“Perhaps that’s what happens during the forging of a relationship: if nothing else, you adopt some of the other person’s habits. It makes you feel those small adaptations, those adoptions, make him one of you” – Cobalt Blue
No of pages: 224
Author: Sachin Kundalkar
Translated by: Jerry Pinto
Publisher: Hamish Hamilton (Penguin Books)
I happened to pick up this book randomly based on Amazon recommendation. It was the book cover which intrigued me to this book and I happened to buy this one without even reading the blurb. Also I have been trying to read a lot of translation of regional language books as I have discovered true gems in the work of regional authors which often go unnoticed.
About the book:
The story is about Joshi family, a middle class simple family. The Joshi family comprises of parents (Aai and baba) and the children Aseem, Tanay and Anuja. Everyone in Joshi family leads a monotonous life where Aai (mother) is the nurturer who is religious and dedicates herself to the family and never cares for herself. Baba (father) is stern yet soft and speaks less and cares about societal norms. Aseem is a befitting image of his father. Novelty in Joshi family is Anuja a free spirited young girl who believes in action. She is someone who loves freedom, adventure and new experiences. Tanay is similar to Anuja in terms that he is different from the rest yet he is someone who lives in the shadows and is afraid to show his true self.
The Joshi’s have an empty tower room which Tanay secretly wants as his room but this room is decided to be put up for a paying guest. Then comes a paying guest who is as elusive as one could be. This paying guest is that freshness which Anuja and specially Tanay were looking for. The paying guest is unnamed to the end. This paying guest is an artist, singer, he plays the guitar, reads a lot of books, is a great listener and cooks. He has been independent from a young age due to past circumstances in his life.
As time passes both Anuja and Tanay fall for this paying guest. The intensity of the love and attraction they both have for this paying guest is as strong and stifling as it can be. The paying guest reciprocates back to both of them. At the end this elusive paying guest disappears from their lives without a notice which leaves both of them devastated. Both are left with a sadness and an unrequited love which they need to overcome.
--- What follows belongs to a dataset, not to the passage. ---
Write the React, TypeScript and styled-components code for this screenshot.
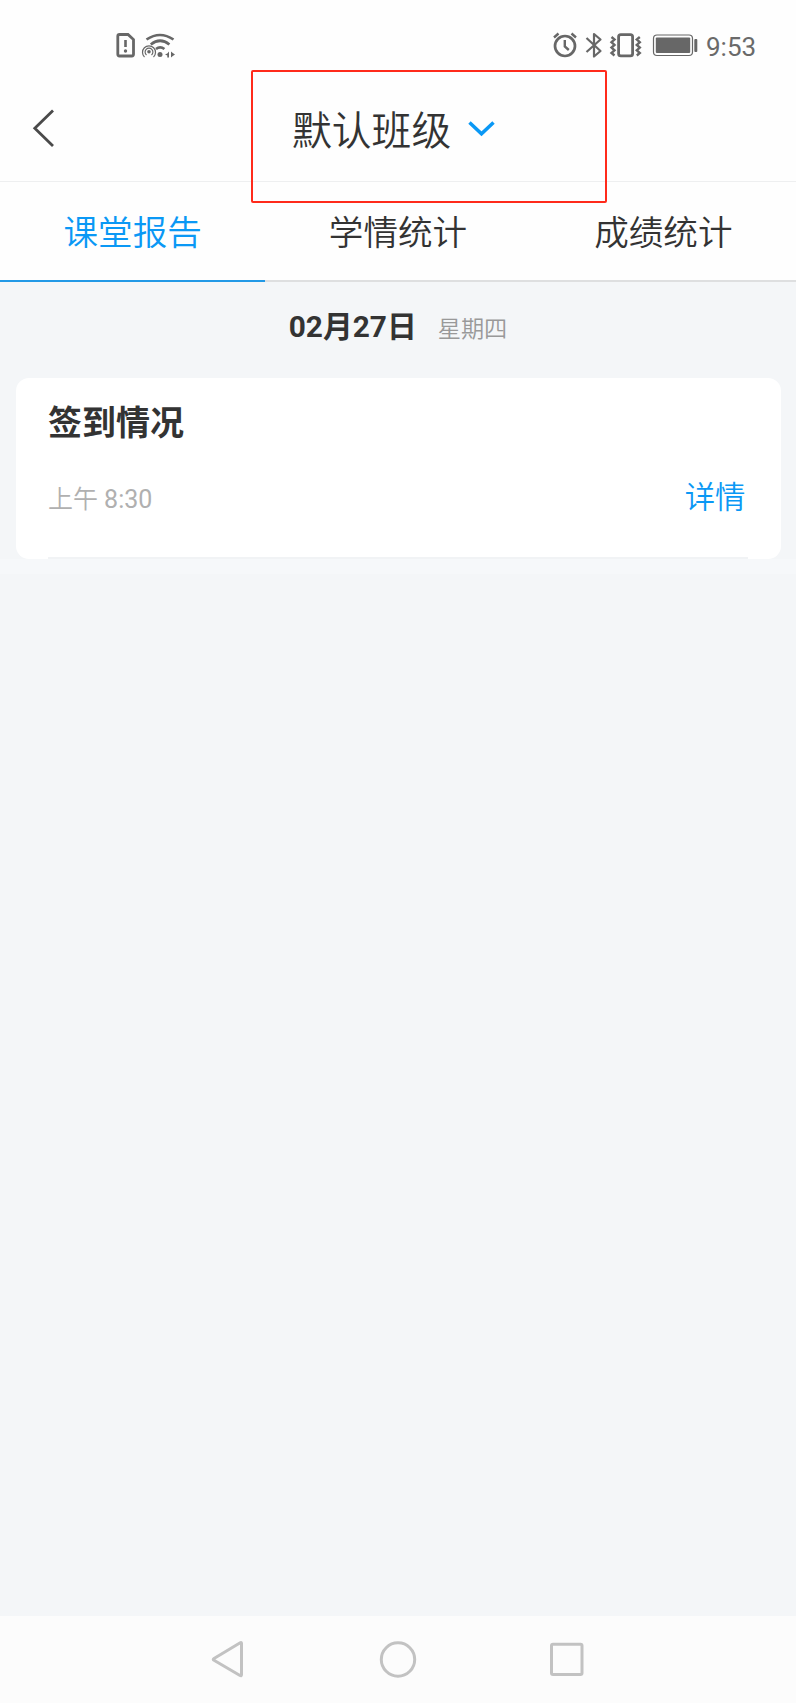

The writing style of the author is very poetic and prose like. Jerry Pinto has done an amazing work in translating this book where he has retained the originality of the story by using the colloquial words. The book is in two parts. The first part is where Tanay speaks where he largely addresses the paying guest. It is here where we discover and know the characters better. The second part is where Anuja is largely pondering to herself and nursing a broken heart. The author very craftily merges both these parts and makes the story a whole. Character building in this book is the best that could be and in the unsaid background we understand them better. The writing is simple yet the strings of words in this book have created a magic which touches your heart. I could not stop myself from re reading certain parts for the sheer brilliance of it. The writing of this book proves how simple words can create magic.
Cobalt Blue is one of the best books that I have read in a long time. This made me cry, smile and stare in the blank wall for hours aghast with its brilliance. It made me realize how the emotion of love is all the same whether it is between friends, lovers, parents and children and siblings. In its simplicity the book has brought out how the emotion of love is powerful but how heartbreak is the more difficult counterpart of this emotion. It has shown how different people nurse sadness and a broken heart. While some howl and cry going into bouts of depression some just enter a shell with a sadness which is palpable on their faces but none take it seriously. At the end I felt that we need people like the paying guest who help us discover and venture in paths which we are willing but afraid to go. A must read book for all.